The author concludes:

“He who asks with sincerity receives with blessing. If granted — it is provision; if not — it is a lesson in patience.”

In this chapter, the author examines the traditional custom of blood revenge in light of Islamic justice. He contrasts the cultural code of retaliation with the spiritual values of sharia, showing how human law and divine mercy may follow different paths.

He writes:

“Where blood has been spilled, compensation becomes the measure. But repentance and forgiveness — that is the path of Allah.”

This highlights the distinction between law and faith, punishment and purification. Islam permits compensation (qun), but elevates forgiveness as the nobler choice. In Kazakh tradition, revenge was often viewed as restoring honor — but not always as achieving true justice.

Referencing historical figures like Tole Bi, Kaz Dauysty Kazbek Bi, and Ayteke Bi, the author stresses that real justice lies where wisdom and mercy meet.

Key insights from the chapter include:
 – The difference between retribution and divine justice
 – Compensation (qun) as a means of restoring societal balance
– Limits of punishment under spiritual law
– Forgiveness as strength, not weakness
– Revenge as a continuation of pain, not its resolution

In this chapter, the author presents commerce not merely as an economic activity but as a spiritual trial and a form of devotion. Drawing parallels between Islamic sharia and traditional Kazakh norms, he argues that material gain must be inseparable from moral integrity and spiritual awareness.

The Prophet Muhammad (peace be upon him) is quoted:

“An honest trader will be with the prophets in Paradise,”
 emphasizing that earning a living, when done with sincerity and within divine boundaries, can become an act of worship.

The author adds:

“A Kazakh trader honored his word.
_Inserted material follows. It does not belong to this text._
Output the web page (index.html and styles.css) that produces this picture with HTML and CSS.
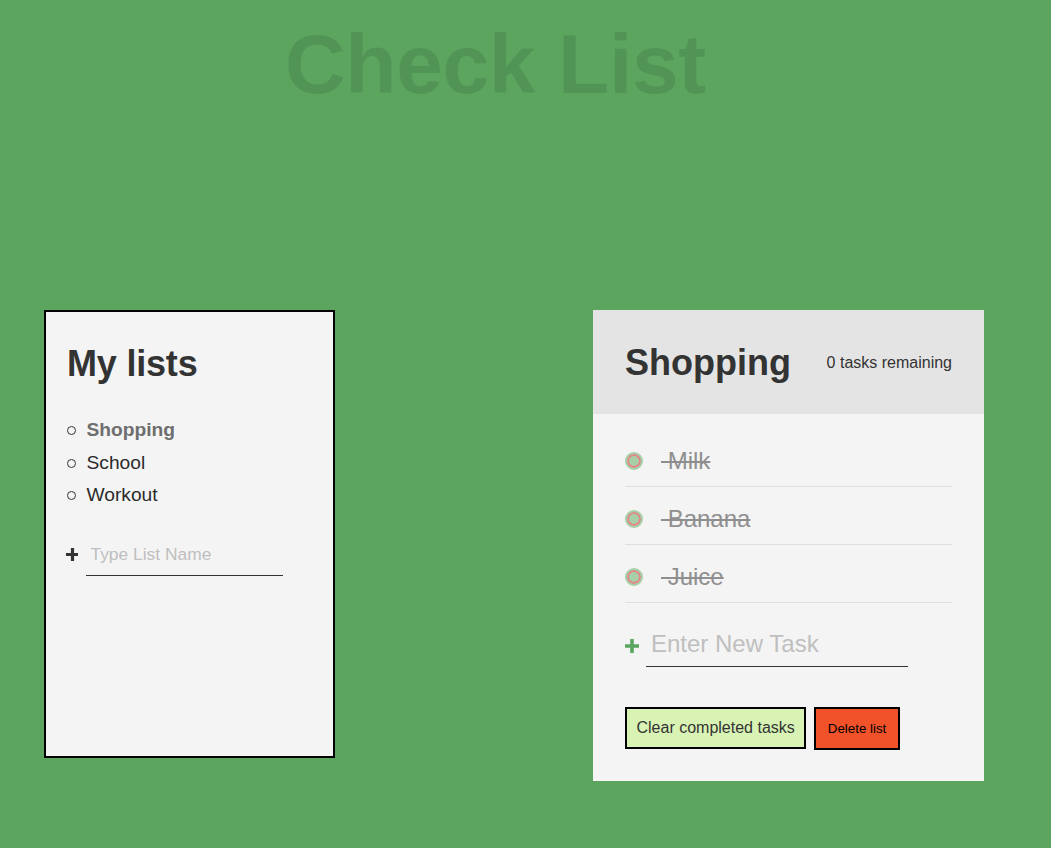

Breaking an oath in a transaction was akin to offending the spirits of one’s ancestors.”

This reflects a worldview in which a verbal agreement was sacred, binding not just economically but spiritually — a covenant of trust.

Key topics explored in the chapter include:
 – The etiquette of lending and debt in Islamic tradition
 – Fairness in weights and measures as a symbol of justice
 – The prohibition of riba (usury or unjust profit) as a form of oppression
– Misrepresentation in trade as a moral wrongdoing, not just fraud

Modern financial practices, including interest-based credit and complex banking contracts, are critically examined. The author argues that many of these systems contradict the ethical foundations of Islam and calls for a return to transparent, trust-based commerce.

He writes:

“The riba prohibited in the Quran is not just about interest — it is about unfair advantage. Allah is not against profit; He is against injustice.”

Here, Islamic economics is shown not as anti-profit, but as a model for fairness and social responsibility. In the author’s view, commerce should be a mirror of personal ethics and societal trust.